№5, 1957/Советское наследие

Образ человека в классической греческой литературе и история реализма

1

По вопросу о существовании реализма в античной литературе, как известно, нет единства мнений. Это явствует как из материалов, опубликованных в N 1 Известий Отделения литературы и языка АН СССР за 1957 год, так и из выступлений на состоявшейся в ИМЛИ дискуссии по проблемам реализма. Очевидно, решение вопроса не может быть найдено на путях терминологической дифференциации: когда в некоторых работах античную литературу готовы признать реалистичной, то есть правдивой, но не реалистической по методу отражения действительности, то нам приходится иметь дело с такими тонкими лексическими или даже словообразовательными нюансами, на которых, конечно, нельзя строить серьезную литературоведческую концепцию. В этом смысле точка зрения Я. Эльсберга и поддерживающих его исследователей обладает тем преимуществом, что в ее основу положены не терминологические различия, а определенный принцип оценки литературных явлений. «Реализм начинается тогда, когда искусство приобретает способность изображать человека, поступки которого обусловлены внутренними побуждениями, а развитие определяется воздействием окружающей действительности», – так сформулирован этот принцип в статье Б. Бурсова, опубликованной накануне открытия дискуссии1.

Какое же отношение к указанной формуле имеет античное искусство? По мнению Я. Эльсберга – весьма отдаленное. «Почвой этого искусства была, как указывал Маркс, мифология, и поэтому личность в эпосе и драме древней Греции выступала не столько в своей индивидуальной силе, своеобразии, сознании свободы своей мысли и действий, сколько в зависимости от внешних, «божественных» сил»2.

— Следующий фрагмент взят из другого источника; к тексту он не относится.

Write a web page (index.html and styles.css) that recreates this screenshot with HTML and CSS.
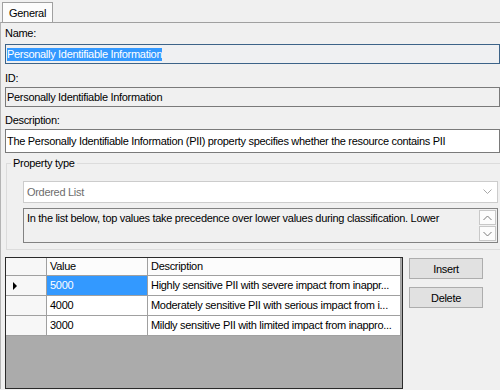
FILE: index.html
```html
<!DOCTYPE html>
<html>
<head>
<meta charset="utf-8">
<link rel="stylesheet" href="styles.css">
</head>
<body>
<div class="tabs">
  <div class="tab">General</div>
</div>
<div class="panel">
  <div class="lbl lbl-name">Name:</div>
  <div class="field field-focus"><span class="sel">Personally Identifiable Information</span></div>
  <div class="lbl lbl-id">ID:</div>
  <div class="field field-ro">Personally Identifiable Information</div>
  <div class="lbl lbl-desc">Description:</div>
  <div class="field field-desc">The Personally Identifiable Information (PII) property specifies whether the resource contains PII</div>

  <fieldset class="group">
    <legend class="group-title">Property type</legend>
    <div class="combo">
      <span class="combo-text">Ordered List</span>
      <svg class="combo-arrow" width="9" height="6" viewBox="0 0 9 6"><path d="M0.5 0.5 L4.5 4.5 L8.5 0.5" fill="none" stroke="#a8a8a8" stroke-width="1"/></svg>
    </div>
    <div class="info">
      <div class="info-text">In the list below, top values take precedence over lower values during classification. Lower</div>
      <div class="spin">
        <div class="spin-btn"><svg width="9" height="6" viewBox="0 0 9 6"><path d="M0.5 5 L4.5 1 L8.5 5" fill="none" stroke="#7a7a7a" stroke-width="1"/></svg></div>
        <div class="spin-btn"><svg width="9" height="6" viewBox="0 0 9 6"><path d="M0.5 1 L4.5 5 L8.5 1" fill="none" stroke="#7a7a7a" stroke-width="1"/></svg></div>
      </div>
    </div>
  </fieldset>

  <div class="bottom">
    <div class="grid">
      <div class="grid-row">
        <div class="cell rowhead"></div>
        <div class="cell colhead c-val">Value</div>
        <div class="cell colhead c-desc">Description</div>
      </div>
      <div class="grid-row">
        <div class="cell rowhead"><span class="pointer"></span></div>
        <div class="cell c-val selected">5000</div>
        <div class="cell c-desc">Highly sensitive PII with severe impact from inappr...</div>
      </div>
      <div class="grid-row">
        <div class="cell rowhead"></div>
        <div class="cell c-val">4000</div>
        <div class="cell c-desc">Moderately sensitive PII with serious impact from i...</div>
      </div>
      <div class="grid-row">
        <div class="cell rowhead"></div>
        <div class="cell c-val">3000</div>
        <div class="cell c-desc">Mildly sensitive PII with limited impact from inappro...</div>
      </div>
    </div>
    <div class="buttons">
      <button class="btn">Insert</button>
      <button class="btn">Delete</button>
    </div>
  </div>
</div>
</body>
</html>
```
FILE: styles.css
```css
html, body {
  margin: 0;
  padding: 0;
  background: #f0f0f0;
  overflow: hidden;
}
body {
  width: 500px;
  height: 390px;
  font-family: "Liberation Sans", Arial, sans-serif;
  font-size: 11px;
  line-height: 13px;
  letter-spacing: -0.3px;
  color: #000;
}
.tabs {
  height: 22px;
  display: flex;
  align-items: flex-end;
  padding-left: 2px;
}
.tab {
  box-sizing: border-box;
  width: 51px;
  height: 20px;
  border: 1px solid #a0a0a0;
  border-bottom: none;
  background: #fcfcfc;
  padding: 4px 0 0 6px;
  color: #000;
}
.panel {
  border-top: 1px solid #a0a0a0;
  border-left: 1px solid #b4b4b4;
  padding-left: 4px;
  height: 367px;
  box-sizing: border-box;
}
.lbl { line-height: 13px; }
.lbl-name { padding-top: 4px; margin-bottom: 4px; }
.lbl-id { padding-top: 8px; margin-bottom: 2px; }
.lbl-desc { padding-top: 7px; margin-bottom: 2px; }

.field {
  box-sizing: border-box;
  height: 20px;
  border: 1px solid #7a7a7a;
  padding: 3px 0 0 1px;
  white-space: nowrap;
  overflow: hidden;
}
.field-focus {
  border-color: #3c6388;
  background: #eff0f2;
}
.sel {
  background: #3399ff;
  color: #fff;
  display: inline-block;
  line-height: 13px;
}
.field-ro { background: #f0f0f0; }
.field-desc {
  height: 24px;
  background: #fff;
  padding-top: 5px;
}

.group {
  margin: 4px -10px 0 1px;
  padding: 11px 0 6px 16px;
  border: 1px solid #dcdcdc;
  min-width: 0;
}
.group-title {
  margin-left: -12px;
  padding: 0 2px;
  line-height: 13px;
}
.combo {
  box-sizing: border-box;
  width: 475px;
  height: 22px;
  background: #fff;
  border: 1px solid #cccccc;
  display: flex;
  align-items: center;
  justify-content: space-between;
  padding: 0 5px 0 3px;
}
.combo-text { color: #6d6d6d; }
.combo-arrow { display: block; }
.info {
  box-sizing: border-box;
  width: 475px;
  height: 35px;
  margin-top: 5px;
  border: 1px solid #828282;
  background: #f0f0f0;
  display: flex;
  justify-content: space-between;
}
.info-text {
  padding: 3px 0 0 3px;
  white-space: nowrap;
}
.spin {
  display: flex;
  flex-direction: column;
  gap: 1px;
  padding: 1px 1px 0 0;
}
.spin-btn {
  box-sizing: border-box;
  width: 17px;
  height: 15px;
  border: 1px solid #c8c8c8;
  background: #fcfcfc;
  display: flex;
  align-items: center;
  justify-content: center;
}
.spin-btn svg { display: block; }

.bottom {
  display: flex;
  align-items: flex-start;
  margin-top: 7px;
}
.grid {
  box-sizing: border-box;
  width: 398px;
  height: 132px;
  border: 1px solid #2a2a2a;
  background: #ababab;
}
.grid-row {
  display: flex;
  height: 20px;
}
.grid-row:first-child { height: 18px; }
.cell {
  box-sizing: border-box;
  border-right: 1px solid #a0a0a0;
  border-bottom: 1px solid #a0a0a0;
  background: #fff;
  padding: 3px 0 0 3px;
  white-space: nowrap;
  overflow: hidden;
}
.grid-row:first-child .cell { padding-top: 2px; }
.rowhead {
  width: 41px;
  background: #f7f7f7;
  padding: 0 0 0 7px;
  display: flex;
  align-items: center;
}
.c-val { width: 101px; }
.c-desc { width: 253px; }
.colhead { background: #fcfcfc; }
.selected {
  background: #3399ff;
  color: #fff;
}
.pointer {
  width: 0;
  height: 0;
  border-left: 4px solid #000;
  border-top: 4px solid transparent;
  border-bottom: 4px solid transparent;
}
.buttons {
  display: flex;
  flex-direction: column;
  gap: 8px;
  margin-left: 6px;
  padding-top: 1px;
}
.btn {
  box-sizing: border-box;
  width: 74px;
  height: 21px;
  background: #e1e1e1;
  border: 1px solid #adadad;
  font-family: "Liberation Sans", Arial, sans-serif;
  font-size: 11px;
  letter-spacing: -0.3px;
  color: #000;
  padding: 0;
  margin: 0;
}
```
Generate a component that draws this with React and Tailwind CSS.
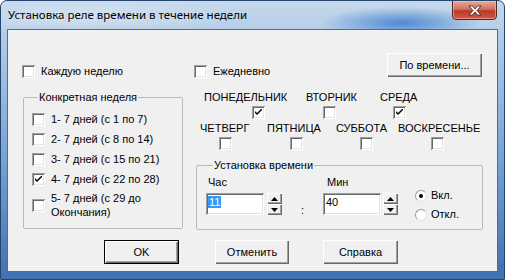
import React from 'react';

const font = { fontFamily: '"Liberation Sans", Arial, sans-serif' };

const Check = ({ checked }) => (
	<span className="w-[13px] h-[13px] shrink-0 bg-white flex items-center justify-center shadow-[inset_1px_1px_#a0a0a0,inset_-1px_-1px_#ffffff,inset_2px_2px_#696969,inset_-2px_-2px_#e3e3e3]">
		{checked && (
			<svg width="7" height="7" viewBox="0 0 7 7">
				<path d="M0 2 L0 4 L2 6 L7 1 L7 -1 L2 4 Z" fill="#000" />
			</svg>
		)}
	</span>
);

const Radio = ({ checked }) => (
	<span className="w-[12px] h-[12px] shrink-0 rounded-full bg-white border border-[#9a9a9a] border-b-[#e0e0e0] border-r-[#e0e0e0] flex items-center justify-center">
		{checked && <span className="w-[4px] h-[4px] rounded-full bg-black" />}
	</span>
);

const Button = ({ children, className = '', def }) => (
	<div
		className={`h-[24px] flex items-center justify-center bg-[#f0f0f0] text-[11px] ${
			def
				? 'border border-black shadow-[inset_1px_1px_#ffffff,inset_-1px_-1px_#696969,inset_-2px_-2px_#a0a0a0]'
				: 'shadow-[inset_1px_1px_#ffffff,inset_-1px_-1px_#696969,inset_-2px_-2px_#a0a0a0]'
		} ${className}`}
	>
		{children}
	</div>
);

const Spin = () => (
	<div className="flex flex-col w-[15px] h-[22px]">
		{['up', 'down'].map((d) => (
			<div
				key={d}
				className="h-[11px] flex items-center justify-center bg-[#f0f0f0] shadow-[inset_1px_1px_#ffffff,inset_-1px_-1px_#696969,inset_-2px_-2px_#a0a0a0]"
			>
				<svg width="7" height="4" viewBox="0 0 7 4">
					{d === 'up' ? (
						<path d="M3.5 0 L7 4 L0 4 Z" fill="#000" />
					) : (
						<path d="M0 0 L7 0 L3.5 4 Z" fill="#000" />
					)}
				</svg>
			</div>
		))}
	</div>
);

const Edit = ({ value, selected }) => (
	<div className="w-[58px] h-[22px] bg-white px-[2px] pt-[3px] text-[11px] shadow-[inset_1px_1px_#a0a0a0,inset_-1px_-1px_#ffffff,inset_2px_2px_#696969,inset_-2px_-2px_#e3e3e3]">
		<span className={selected ? 'bg-[#3399ff] text-white px-[1px]' : 'px-[1px]'}>{value}</span>
	</div>
);

const weeks = [
	{ label: '1- 7 дней (с 1 по 7)' },
	{ label: '2- 7 дней (с 8 по 14)' },
	{ label: '3- 7 дней (с 15 по 21)' },
	{ label: '4- 7 дней (с 22 по 28)', checked: true },
];

const daysTop = [
	{ name: 'ПОНЕДЕЛЬНИК', w: 'w-[102px]', off: 'ml-[48px]', checked: true },
	{ name: 'ВТОРНИК', w: 'w-[74px]', off: 'ml-[17px]' },
	{ name: 'СРЕДА', w: 'w-[60px]', off: 'ml-[13px]', checked: true },
];

const daysBottom = [
	{ name: 'ЧЕТВЕРГ', w: 'w-[67px]', off: 'ml-[19px]' },
	{ name: 'ПЯТНИЦА', w: 'w-[69px]', off: 'ml-[23px]' },
	{ name: 'СУББОТА', w: 'w-[62px]', off: 'ml-[24px]' },
	{ name: 'ВОСКРЕСЕНЬЕ', w: 'w-[84px]', off: 'ml-[33px]' },
];

const Day = ({ name, w, off, checked }) => (
	<div className={`${w} flex flex-col`}>
		<span className="h-[13px] leading-[13px]">{name}</span>
		<div className={`${off} mt-[2px]`}>
			<Check checked={checked} />
		</div>
	</div>
);

const App = () => {
	return (
		<div
			className="w-[505px] h-[280px] flex flex-col rounded-t-[7px] border border-[#24456e] bg-[linear-gradient(180deg,#c6d8eb_0%,#b3cce7_12%,#7aa4d6_55%,#3f70b0_100%)] overflow-hidden text-black"
			style={font}
		>
			<div className="h-[28px] shrink-0 flex items-start bg-[radial-gradient(ellipse_80px_16px_at_400px_22px,#4f8ad2,transparent),radial-gradient(ellipse_160px_20px_at_80px_14px,#d3e2f1,transparent)]">
				<span
					className="ml-[7px] mt-[6px] text-[11.5px] leading-[16px] text-black"
					style={{ fontFamily: '"Noto Sans", "Liberation Sans", sans-serif' }}
				>
					Установка реле времени в течение недели
				</span>
				<div className="ml-auto mr-[7px] -mt-px w-[45px] h-[20px] rounded-b-[4px] border border-[#5a2520] bg-[linear-gradient(180deg,#e9a99c_0%,#d2715f_45%,#b83a26_55%,#d55a45_100%)] flex items-center justify-center shadow-[inset_0_0_0_1px_rgba(255,200,190,0.5)]">
					<svg width="14" height="11" viewBox="0 0 14 11">
						<path
							d="M1 1 L4.5 1 L7 4 L9.5 1 L13 1 L9 5.5 L13 10 L9.5 10 L7 7 L4.5 10 L1 10 L5 5.5 Z"
							fill="#fff"
							stroke="#4a2a2a"
							strokeWidth="0.9"
						/>
					</svg>
				</div>
			</div>

			<div className="mx-[6px] mb-[7px] flex-1 border border-[#4d6d96] bg-[#f0f0f0] flex flex-col text-[11px] leading-[13px] pt-[23px]">
				{/* top row */}
				<div className="flex h-[24px]">
					<div className="w-[172px] ml-[14px] mt-[12px] flex items-start gap-[6px]">
						<Check />
						<span>Каждую неделю</span>
					</div>
					<div className="mt-[12px] flex items-start gap-[6px]">
						<Check />
						<span>Ежедневно</span>
					</div>
					<Button className="ml-auto mr-[15px] w-[95px]">По времени...</Button>
				</div>

				<div className="flex">
					<fieldset className="ml-[15px] mt-[14px] w-[160px] h-[138px] border border-[#b9b9b9] rounded-[2px] px-[8px]">
						<legend className="ml-[6px] px-[1px]">Конкретная неделя</legend>
						<div className="flex flex-col pt-[5px]">
							{weeks.map((wk) => (
								<div key={wk.label} className="h-[20px] flex items-center gap-[6px]">
									<Check checked={wk.checked} />
									<span>{wk.label}</span>
								</div>
							))}
							<div className="mt-[2px] flex items-center gap-[6px]">
								<Check />
								<span className="w-[110px] leading-[14px]">5- 7 дней (с 29 до Окончания)</span>
							</div>
						</div>
					</fieldset>

					<div className="ml-[13px] flex flex-col">
						<div className="mt-[14px] ml-[8px] flex">
							{daysTop.map((d) => (
								<Day key={d.name} {...d} />
							))}
						</div>
						<div className="mt-[3px] ml-[4px] flex">
							{daysBottom.map((d) => (
								<Day key={d.name} {...d} />
							))}
						</div>

						<fieldset className="mt-[9px] w-[287px] h-[71px] border border-[#b9b9b9] rounded-[2px] pl-[9px]">
							<legend className="ml-[7px] px-[1px]">Установка времени</legend>
							<div className="flex pt-[4px]">
								<div className="flex flex-col">
									<span className="ml-[2px]">Час</span>
									<div className="mt-[4px] flex gap-[3px]">
										<Edit value="11" selected />
										<Spin />
									</div>
								</div>
								<div className="w-[41px] flex items-end justify-center pb-[4px]">
									<span>:</span>
								</div>
								<div className="flex flex-col">
									<span className="ml-[4px]">Мин</span>
									<div className="mt-[4px] flex gap-[2px]">
										<Edit value="40" />
										<Spin />
									</div>
								</div>
								<div className="ml-[17px] mt-[13px] flex flex-col gap-[6px]">
									<div className="flex items-center gap-[4px]">
										<Radio checked />
										<span>Вкл.</span>
									</div>
									<div className="flex items-center gap-[4px]">
										<Radio />
										<span>Откл.</span>
									</div>
								</div>
							</div>
						</fieldset>
					</div>
				</div>

				<div className="mt-[10px] flex">
					<Button def className="ml-[96px] w-[75px]">OK</Button>
					<Button className="ml-[36px] w-[74px]">Отменить</Button>
					<Button className="ml-[34px] w-[75px]">Справка</Button>
				</div>
			</div>
		</div>
	);
};

export default App;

Заметим прежде всего, что и здесь, и в Записке, составленной коллективом ученых ИМЛИ3, мысль авторов изложена таким образом, будто Марксу принадлежат обе части высказывания – и о мифологии как почве античного искусства, и о зависимости личности от «божественных» сил. В действительности же Марксу принадлежит только первая часть высказывания, а об изображении личности в эпосе и драме древней Греции он ничего подобного, насколько известно, никогда не говорил.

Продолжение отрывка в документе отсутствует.